** begin **
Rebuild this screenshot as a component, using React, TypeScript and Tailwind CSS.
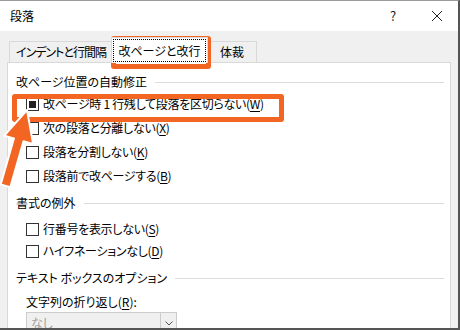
import React from 'react';

const font = "font-['Noto_Sans_CJK_JP','Noto_Sans',sans-serif] [font-feature-settings:'palt']";

function Check({ checked = false }: { checked?: boolean }) {
  return (
    <span className="flex h-[13px] w-[13px] shrink-0 items-center justify-center border border-[#333] bg-white">
      {checked && <span className="h-[7px] w-[7px] bg-[#222]" />}
    </span>
  );
}

function Row({ label, accel, checked, h }: { label: string; accel: string; checked?: boolean; h: string }) {
  return (
    <div className={`flex items-center gap-[4px] pl-[10px] ${h}`}>
      <Check checked={checked} />
      <span className="leading-[16px] tracking-[-0.3px]">
        {label}(<span className="underline underline-offset-2">{accel}</span>)
      </span>
    </div>
  );
}

function Group({ title, className }: { title: string; className: string }) {
  return (
    <div className={`flex h-[16px] items-center gap-[8px] ${className}`}>
      <span className="leading-[16px]">{title}</span>
      <span className="h-px flex-1 bg-[#dcdcdc]" />
    </div>
  );
}

export default function App() {
  return (
    <div className={`relative flex h-[330px] w-[460px] flex-col overflow-hidden border-t border-r-2 border-b-2 border-t-[#9a9a9a] border-r-[#555] border-b-[#555] bg-[#f0f0f0] text-[12px] text-black ${font}`}>
      {/* title bar */}
      <div className="flex h-[30px] shrink-0 items-center bg-white pl-[10px]">
        <span className="flex-1 leading-none">段落</span>
        <span className="w-[12px] text-[13px] text-[#222]">?</span>
        <svg className="ml-[29px] mr-[15px]" width="12" height="12" viewBox="0 0 12 12">
          <path d="M1 1 L11 11 M11 1 L1 11" stroke="#222" strokeWidth="1" />
        </svg>
      </div>

      <div className="flex min-h-0 flex-1 flex-col">
        {/* tabs */}
        <div className="flex items-end pl-[9px] pt-[6px]">
          <div className="flex h-[21px] w-[104px] items-center justify-center border border-b-0 border-[#d9d9d9] tracking-[-1px]">
            インデントと行間隔
          </div>
          <div className="relative z-10 -mb-px -ml-[2px] flex h-[26px] w-[97px] items-start justify-center border border-b-0 border-[#d9d9d9] bg-white pt-[1px]">
            <span className="border border-dotted border-black px-[4px] leading-[21px]">改ページと改行</span>
          </div>
          <div className="flex h-[21px] w-[49px] items-center justify-center border border-b-0 border-l-0 border-[#d9d9d9]">
            体裁
          </div>
        </div>

        {/* panel */}
        <div className="mx-[7px] flex min-h-0 flex-1 flex-col border border-b-0 border-[#d9d9d9] bg-white pl-[8px] pr-[6px] pt-[11px]">
          <Group title="改ページ位置の自動修正" className="" />
          <div className="mt-[2px]">
            <Row h="h-[24px]" checked label="改ページ時 1 行残して段落を区切らない" accel="W" />
            <Row h="h-[24px]" label="次の段落と分離しない" accel="X" />
            <Row h="h-[24px]" label="段落を分割しない" accel="K" />
            <Row h="h-[24px]" label="段落前で改ページする" accel="B" />
          </div>
          <Group title="書式の例外" className="mt-[7px]" />
          <div className="mt-[7px]">
            <Row h="h-[22px]" label="行番号を表示しない" accel="S" />
            <Row h="h-[22px]" label="ハイフネーションなし" accel="D" />
          </div>
          <Group title="テキスト ボックスのオプション" className="mt-[8px]" />
          <div className="mt-[8px] pl-[10px] leading-[16px]">
            文字列の折り返し(<span className="underline underline-offset-2">R</span>):
          </div>
          <div className="ml-[10px] mt-[2px] flex h-[22px] w-[151px] shrink-0 border border-[#cccccc] bg-[#f0f0f0]">
            <span className="flex-1 pl-[4px] leading-[20px] text-[#a0a0a0]">なし</span>
            <span className="flex w-[16px] items-center justify-center border-l border-[#cccccc]">
              <svg width="8" height="5" viewBox="0 0 8 5">
                <path d="M0.5 0.5 L4 4 L7.5 0.5" fill="none" stroke="#555" strokeWidth="1" />
              </svg>
            </span>
          </div>
        </div>
      </div>

      {/* annotations */}
      <div className="absolute left-[111px] top-[35px] h-[33px] w-[100px] rounded-[3px] border-[5px] border-[#f26522]" />
      <div className="absolute left-[12px] top-[93px] h-[28px] w-[272px] rounded-[3px] border-[5px] border-[#f26522]" />
      <svg className="absolute left-0 top-0" width="60" height="200" viewBox="0 0 60 200">
        <polygon
          points="27,109 33.1,142.9 23.5,140.2 10.3,186.2 0.7,183.4 13.9,137.4 4.3,134.7"
          fill="#f26522"
          stroke="white"
          strokeWidth="2"
          strokeLinejoin="round"
        />
      </svg>
    </div>
  );
}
** end **
_YOUR INSTRUCTIONS_:
Without including any pictures, print all of the material exactly as given.

_TASK RESPONSE_:
Rebuild this screenshot as a component, using React, TypeScript and Tailwind CSS.
import React from 'react';

const font = "font-['Noto_Sans_CJK_JP','Noto_Sans',sans-serif] [font-feature-settings:'palt']";

function Check({ checked = false }: { checked?: boolean }) {
  return (
    <span className="flex h-[13px] w-[13px] shrink-0 items-center justify-center border border-[#333] bg-white">
      {checked && <span className="h-[7px] w-[7px] bg-[#222]" />}
    </span>
  );
}

function Row({ label, accel, checked, h }: { label: string; accel: string; checked?: boolean; h: string }) {
  return (
    <div className={`flex items-center gap-[4px] pl-[10px] ${h}`}>
      <Check checked={checked} />
      <span className="leading-[16px] tracking-[-0.3px]">
        {label}(<span className="underline underline-offset-2">{accel}</span>)
      </span>
    </div>
  );
}

function Group({ title, className }: { title: string; className: string }) {
  return (
    <div className={`flex h-[16px] items-center gap-[8px] ${className}`}>
      <span className="leading-[16px]">{title}</span>
      <span className="h-px flex-1 bg-[#dcdcdc]" />
    </div>
  );
}

export default function App() {
  return (
    <div className={`relative flex h-[330px] w-[460px] flex-col overflow-hidden border-t border-r-2 border-b-2 border-t-[#9a9a9a] border-r-[#555] border-b-[#555] bg-[#f0f0f0] text-[12px] text-black ${font}`}>
      {/* title bar */}
      <div className="flex h-[30px] shrink-0 items-center bg-white pl-[10px]">
        <span className="flex-1 leading-none">段落</span>
        <span className="w-[12px] text-[13px] text-[#222]">?</span>
        <svg className="ml-[29px] mr-[15px]" width="12" height="12" viewBox="0 0 12 12">
          <path d="M1 1 L11 11 M11 1 L1 11" stroke="#222" strokeWidth="1" />
        </svg>
      </div>

      <div className="flex min-h-0 flex-1 flex-col">
        {/* tabs */}
        <div className="flex items-end pl-[9px] pt-[6px]">
          <div className="flex h-[21px] w-[104px] items-center justify-center border border-b-0 border-[#d9d9d9] tracking-[-1px]">
            インデントと行間隔
          </div>
          <div className="relative z-10 -mb-px -ml-[2px] flex h-[26px] w-[97px] items-start justify-center border border-b-0 border-[#d9d9d9] bg-white pt-[1px]">
            <span className="border border-dotted border-black px-[4px] leading-[21px]">改ページと改行</span>
          </div>
          <div className="flex h-[21px] w-[49px] items-center justify-center border border-b-0 border-l-0 border-[#d9d9d9]">
            体裁
          </div>
        </div>

        {/* panel */}
        <div className="mx-[7px] flex min-h-0 flex-1 flex-col border border-b-0 border-[#d9d9d9] bg-white pl-[8px] pr-[6px] pt-[11px]">
          <Group title="改ページ位置の自動修正" className="" />
          <div className="mt-[2px]">
            <Row h="h-[24px]" checked label="改ページ時 1 行残して段落を区切らない" accel="W" />
            <Row h="h-[24px]" label="次の段落と分離しない" accel="X" />
            <Row h="h-[24px]" label="段落を分割しない" accel="K" />
            <Row h="h-[24px]" label="段落前で改ページする" accel="B" />
          </div>
          <Group title="書式の例外" className="mt-[7px]" />
          <div className="mt-[7px]">
            <Row h="h-[22px]" label="行番号を表示しない" accel="S" />
            <Row h="h-[22px]" label="ハイフネーションなし" accel="D" />
          </div>
          <Group title="テキスト ボックスのオプション" className="mt-[8px]" />
          <div className="mt-[8px] pl-[10px] leading-[16px]">
            文字列の折り返し(<span className="underline underline-offset-2">R</span>):
          </div>
          <div className="ml-[10px] mt-[2px] flex h-[22px] w-[151px] shrink-0 border border-[#cccccc] bg-[#f0f0f0]">
            <span className="flex-1 pl-[4px] leading-[20px] text-[#a0a0a0]">なし</span>
            <span className="flex w-[16px] items-center justify-center border-l border-[#cccccc]">
              <svg width="8" height="5" viewBox="0 0 8 5">
                <path d="M0.5 0.5 L4 4 L7.5 0.5" fill="none" stroke="#555" strokeWidth="1" />
              </svg>
            </span>
          </div>
        </div>
      </div>

      {/* annotations */}
      <div className="absolute left-[111px] top-[35px] h-[33px] w-[100px] rounded-[3px] border-[5px] border-[#f26522]" />
      <div className="absolute left-[12px] top-[93px] h-[28px] w-[272px] rounded-[3px] border-[5px] border-[#f26522]" />
      <svg className="absolute left-0 top-0" width="60" height="200" viewBox="0 0 60 200">
        <polygon
          points="27,109 33.1,142.9 23.5,140.2 10.3,186.2 0.7,183.4 13.9,137.4 4.3,134.7"
          fill="#f26522"
          stroke="white"
          strokeWidth="2"
          strokeLinejoin="round"
        />
      </svg>
    </div>
  );
}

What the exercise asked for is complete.